Every line that holds the string "index" is to be identified and copied.
►
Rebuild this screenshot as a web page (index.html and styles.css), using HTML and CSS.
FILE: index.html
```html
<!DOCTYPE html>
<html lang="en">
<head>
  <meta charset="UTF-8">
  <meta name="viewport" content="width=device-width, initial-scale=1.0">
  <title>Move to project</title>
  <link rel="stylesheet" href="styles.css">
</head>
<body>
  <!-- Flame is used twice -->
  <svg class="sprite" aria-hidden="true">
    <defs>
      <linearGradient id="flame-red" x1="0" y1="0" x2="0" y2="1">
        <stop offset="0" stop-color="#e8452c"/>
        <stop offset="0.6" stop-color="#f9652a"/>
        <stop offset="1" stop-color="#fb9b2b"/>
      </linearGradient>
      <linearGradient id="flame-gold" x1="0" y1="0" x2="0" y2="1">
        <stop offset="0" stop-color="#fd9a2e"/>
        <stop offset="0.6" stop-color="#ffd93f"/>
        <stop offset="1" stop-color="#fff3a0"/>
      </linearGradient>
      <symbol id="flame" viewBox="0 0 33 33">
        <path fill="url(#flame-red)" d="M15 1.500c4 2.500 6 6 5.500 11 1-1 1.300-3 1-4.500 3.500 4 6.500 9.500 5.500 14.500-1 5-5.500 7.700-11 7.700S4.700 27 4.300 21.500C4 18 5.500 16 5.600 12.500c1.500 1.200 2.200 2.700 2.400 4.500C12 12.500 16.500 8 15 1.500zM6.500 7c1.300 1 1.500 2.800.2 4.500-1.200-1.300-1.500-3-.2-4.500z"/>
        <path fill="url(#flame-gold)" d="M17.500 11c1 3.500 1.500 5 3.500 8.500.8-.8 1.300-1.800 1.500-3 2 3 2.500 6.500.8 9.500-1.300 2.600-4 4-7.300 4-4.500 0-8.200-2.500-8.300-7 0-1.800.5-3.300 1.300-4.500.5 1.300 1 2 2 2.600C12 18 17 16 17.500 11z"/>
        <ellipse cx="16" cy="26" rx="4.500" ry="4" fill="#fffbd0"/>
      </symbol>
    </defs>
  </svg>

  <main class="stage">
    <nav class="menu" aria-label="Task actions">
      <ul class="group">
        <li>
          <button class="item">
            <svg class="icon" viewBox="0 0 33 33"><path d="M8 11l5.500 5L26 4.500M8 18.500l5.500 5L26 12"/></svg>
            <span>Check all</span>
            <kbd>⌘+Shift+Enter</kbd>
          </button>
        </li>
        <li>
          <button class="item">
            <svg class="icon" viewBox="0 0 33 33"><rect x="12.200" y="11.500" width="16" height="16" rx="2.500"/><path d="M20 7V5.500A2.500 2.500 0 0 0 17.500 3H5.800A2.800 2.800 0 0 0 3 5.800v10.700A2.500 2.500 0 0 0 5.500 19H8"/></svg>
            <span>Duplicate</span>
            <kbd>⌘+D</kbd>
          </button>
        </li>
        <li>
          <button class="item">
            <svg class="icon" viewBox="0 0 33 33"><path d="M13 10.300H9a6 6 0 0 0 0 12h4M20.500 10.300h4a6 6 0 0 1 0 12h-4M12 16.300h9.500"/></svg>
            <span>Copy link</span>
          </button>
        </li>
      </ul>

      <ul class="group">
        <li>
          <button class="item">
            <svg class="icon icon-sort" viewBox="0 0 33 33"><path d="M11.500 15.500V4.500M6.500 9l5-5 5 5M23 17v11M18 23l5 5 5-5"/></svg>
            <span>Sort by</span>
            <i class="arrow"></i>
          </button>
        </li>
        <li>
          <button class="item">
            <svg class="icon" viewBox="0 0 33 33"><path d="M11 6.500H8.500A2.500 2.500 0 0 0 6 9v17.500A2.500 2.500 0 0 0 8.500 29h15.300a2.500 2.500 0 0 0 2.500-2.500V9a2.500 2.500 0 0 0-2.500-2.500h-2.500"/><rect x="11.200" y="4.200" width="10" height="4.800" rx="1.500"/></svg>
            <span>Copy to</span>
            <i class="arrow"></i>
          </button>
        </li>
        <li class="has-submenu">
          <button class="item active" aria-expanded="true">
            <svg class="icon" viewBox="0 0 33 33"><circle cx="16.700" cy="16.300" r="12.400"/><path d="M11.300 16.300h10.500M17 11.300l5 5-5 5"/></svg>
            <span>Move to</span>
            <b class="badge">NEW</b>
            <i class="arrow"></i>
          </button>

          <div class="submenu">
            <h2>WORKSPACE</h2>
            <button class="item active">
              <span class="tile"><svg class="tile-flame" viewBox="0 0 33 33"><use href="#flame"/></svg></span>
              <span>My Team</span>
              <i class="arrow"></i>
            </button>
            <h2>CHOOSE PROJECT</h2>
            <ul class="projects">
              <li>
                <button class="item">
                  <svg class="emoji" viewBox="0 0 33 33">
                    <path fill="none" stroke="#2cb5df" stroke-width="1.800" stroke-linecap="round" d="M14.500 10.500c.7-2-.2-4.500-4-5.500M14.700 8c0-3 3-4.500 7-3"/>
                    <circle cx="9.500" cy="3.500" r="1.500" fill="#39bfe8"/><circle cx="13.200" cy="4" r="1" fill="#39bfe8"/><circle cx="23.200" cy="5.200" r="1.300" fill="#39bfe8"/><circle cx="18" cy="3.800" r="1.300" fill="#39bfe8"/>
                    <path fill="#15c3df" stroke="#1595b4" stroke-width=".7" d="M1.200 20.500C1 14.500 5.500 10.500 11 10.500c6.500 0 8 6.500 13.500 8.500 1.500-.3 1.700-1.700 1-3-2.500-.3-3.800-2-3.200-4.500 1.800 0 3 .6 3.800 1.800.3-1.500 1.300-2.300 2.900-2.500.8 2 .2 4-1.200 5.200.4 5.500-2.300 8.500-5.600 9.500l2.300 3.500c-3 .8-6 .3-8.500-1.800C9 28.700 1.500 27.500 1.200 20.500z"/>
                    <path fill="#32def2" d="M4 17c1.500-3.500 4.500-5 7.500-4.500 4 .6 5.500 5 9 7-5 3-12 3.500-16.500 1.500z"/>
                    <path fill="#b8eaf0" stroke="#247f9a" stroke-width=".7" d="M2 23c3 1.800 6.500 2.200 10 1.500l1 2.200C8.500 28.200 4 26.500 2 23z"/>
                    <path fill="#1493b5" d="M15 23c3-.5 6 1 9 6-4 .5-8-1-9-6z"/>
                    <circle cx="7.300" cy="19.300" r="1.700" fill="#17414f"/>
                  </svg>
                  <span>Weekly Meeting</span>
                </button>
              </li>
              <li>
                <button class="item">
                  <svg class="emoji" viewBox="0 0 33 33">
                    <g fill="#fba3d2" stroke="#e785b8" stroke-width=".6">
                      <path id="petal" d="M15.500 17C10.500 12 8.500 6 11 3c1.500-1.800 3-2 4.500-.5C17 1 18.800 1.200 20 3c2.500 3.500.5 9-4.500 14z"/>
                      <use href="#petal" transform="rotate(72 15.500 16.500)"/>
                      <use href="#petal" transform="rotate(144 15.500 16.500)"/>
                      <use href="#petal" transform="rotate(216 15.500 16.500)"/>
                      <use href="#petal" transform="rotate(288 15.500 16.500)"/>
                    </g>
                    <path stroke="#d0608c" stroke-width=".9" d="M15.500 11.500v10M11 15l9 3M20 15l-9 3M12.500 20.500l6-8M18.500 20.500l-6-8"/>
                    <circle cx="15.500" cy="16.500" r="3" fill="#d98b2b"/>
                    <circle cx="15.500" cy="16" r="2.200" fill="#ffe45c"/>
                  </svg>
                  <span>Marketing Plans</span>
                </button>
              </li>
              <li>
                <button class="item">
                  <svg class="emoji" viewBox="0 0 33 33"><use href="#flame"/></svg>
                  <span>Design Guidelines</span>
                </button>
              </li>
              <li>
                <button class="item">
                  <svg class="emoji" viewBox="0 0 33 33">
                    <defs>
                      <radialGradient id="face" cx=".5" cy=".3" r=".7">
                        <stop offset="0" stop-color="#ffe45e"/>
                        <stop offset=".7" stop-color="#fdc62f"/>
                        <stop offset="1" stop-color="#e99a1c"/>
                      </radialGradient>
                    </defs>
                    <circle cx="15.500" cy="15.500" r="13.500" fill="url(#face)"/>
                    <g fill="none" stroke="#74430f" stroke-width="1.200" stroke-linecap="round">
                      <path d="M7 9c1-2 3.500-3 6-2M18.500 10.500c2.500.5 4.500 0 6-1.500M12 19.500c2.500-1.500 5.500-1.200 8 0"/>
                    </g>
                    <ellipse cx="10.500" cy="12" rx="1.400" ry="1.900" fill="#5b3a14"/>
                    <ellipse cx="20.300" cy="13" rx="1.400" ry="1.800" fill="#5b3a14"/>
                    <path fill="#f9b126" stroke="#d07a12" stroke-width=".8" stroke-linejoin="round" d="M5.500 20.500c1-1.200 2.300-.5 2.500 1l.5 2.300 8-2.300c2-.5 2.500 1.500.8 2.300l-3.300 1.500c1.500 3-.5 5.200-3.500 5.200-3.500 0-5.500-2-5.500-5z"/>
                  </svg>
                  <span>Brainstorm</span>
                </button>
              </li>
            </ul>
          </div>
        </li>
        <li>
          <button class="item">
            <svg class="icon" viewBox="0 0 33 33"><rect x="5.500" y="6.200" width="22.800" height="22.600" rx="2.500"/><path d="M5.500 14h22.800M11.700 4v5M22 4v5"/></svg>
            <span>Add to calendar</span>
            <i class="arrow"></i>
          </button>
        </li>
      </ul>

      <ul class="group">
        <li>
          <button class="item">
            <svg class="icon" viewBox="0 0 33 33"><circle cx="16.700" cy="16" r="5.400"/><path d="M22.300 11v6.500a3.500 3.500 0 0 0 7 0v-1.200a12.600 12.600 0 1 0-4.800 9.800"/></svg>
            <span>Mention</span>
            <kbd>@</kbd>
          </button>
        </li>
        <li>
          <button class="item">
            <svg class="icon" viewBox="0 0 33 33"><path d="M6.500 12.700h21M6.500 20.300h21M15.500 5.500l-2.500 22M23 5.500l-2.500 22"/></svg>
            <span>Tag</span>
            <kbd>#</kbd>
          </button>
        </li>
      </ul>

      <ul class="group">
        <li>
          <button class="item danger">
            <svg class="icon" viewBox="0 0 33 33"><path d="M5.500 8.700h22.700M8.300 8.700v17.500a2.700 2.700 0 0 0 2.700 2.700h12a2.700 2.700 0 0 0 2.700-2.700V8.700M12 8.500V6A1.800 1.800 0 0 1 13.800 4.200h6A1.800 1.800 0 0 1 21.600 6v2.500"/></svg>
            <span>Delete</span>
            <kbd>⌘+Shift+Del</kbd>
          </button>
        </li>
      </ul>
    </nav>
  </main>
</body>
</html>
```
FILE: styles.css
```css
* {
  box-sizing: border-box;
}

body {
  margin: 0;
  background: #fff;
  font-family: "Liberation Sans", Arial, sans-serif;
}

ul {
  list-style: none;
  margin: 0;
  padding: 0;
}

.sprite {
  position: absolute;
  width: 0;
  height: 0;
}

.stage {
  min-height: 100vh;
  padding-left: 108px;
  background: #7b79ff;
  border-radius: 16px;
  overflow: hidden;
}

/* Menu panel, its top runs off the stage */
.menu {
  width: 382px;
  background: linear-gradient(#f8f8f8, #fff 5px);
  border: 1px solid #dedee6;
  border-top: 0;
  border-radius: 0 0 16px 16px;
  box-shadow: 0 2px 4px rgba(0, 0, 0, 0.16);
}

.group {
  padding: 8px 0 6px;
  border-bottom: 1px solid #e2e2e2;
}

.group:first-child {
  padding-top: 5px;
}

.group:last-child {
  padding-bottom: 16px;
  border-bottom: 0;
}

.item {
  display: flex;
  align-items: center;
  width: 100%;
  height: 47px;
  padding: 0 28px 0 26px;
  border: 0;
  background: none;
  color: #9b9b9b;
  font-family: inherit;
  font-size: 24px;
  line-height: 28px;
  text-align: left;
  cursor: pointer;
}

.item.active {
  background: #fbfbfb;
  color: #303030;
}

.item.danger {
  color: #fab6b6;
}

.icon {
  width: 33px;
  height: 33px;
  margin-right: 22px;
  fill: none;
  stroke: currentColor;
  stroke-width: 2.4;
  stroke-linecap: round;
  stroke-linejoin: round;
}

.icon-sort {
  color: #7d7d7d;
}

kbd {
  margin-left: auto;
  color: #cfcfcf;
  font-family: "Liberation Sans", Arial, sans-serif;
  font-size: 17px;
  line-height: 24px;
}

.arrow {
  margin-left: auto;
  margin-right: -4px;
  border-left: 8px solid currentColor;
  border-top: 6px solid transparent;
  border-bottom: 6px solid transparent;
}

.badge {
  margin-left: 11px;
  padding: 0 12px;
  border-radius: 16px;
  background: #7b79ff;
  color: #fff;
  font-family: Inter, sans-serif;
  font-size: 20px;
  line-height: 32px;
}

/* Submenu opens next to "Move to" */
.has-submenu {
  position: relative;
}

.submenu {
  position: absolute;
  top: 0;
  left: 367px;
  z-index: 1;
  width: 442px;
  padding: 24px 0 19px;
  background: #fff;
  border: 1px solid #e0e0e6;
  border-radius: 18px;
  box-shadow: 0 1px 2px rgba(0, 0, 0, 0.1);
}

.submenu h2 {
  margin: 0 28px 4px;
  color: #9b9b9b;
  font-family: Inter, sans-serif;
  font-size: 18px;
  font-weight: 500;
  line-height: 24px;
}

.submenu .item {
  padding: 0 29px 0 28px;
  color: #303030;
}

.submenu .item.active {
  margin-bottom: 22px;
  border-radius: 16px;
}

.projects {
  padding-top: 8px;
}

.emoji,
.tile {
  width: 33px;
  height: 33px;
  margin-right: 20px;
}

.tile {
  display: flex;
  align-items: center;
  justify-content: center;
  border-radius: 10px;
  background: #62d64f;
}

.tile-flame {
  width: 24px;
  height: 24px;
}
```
◄
◆ **EXERCISE RESPONSE**
Rebuild this screenshot as a web page (index.html and styles.css), using HTML and CSS.
FILE: index.html
  z-index: 1;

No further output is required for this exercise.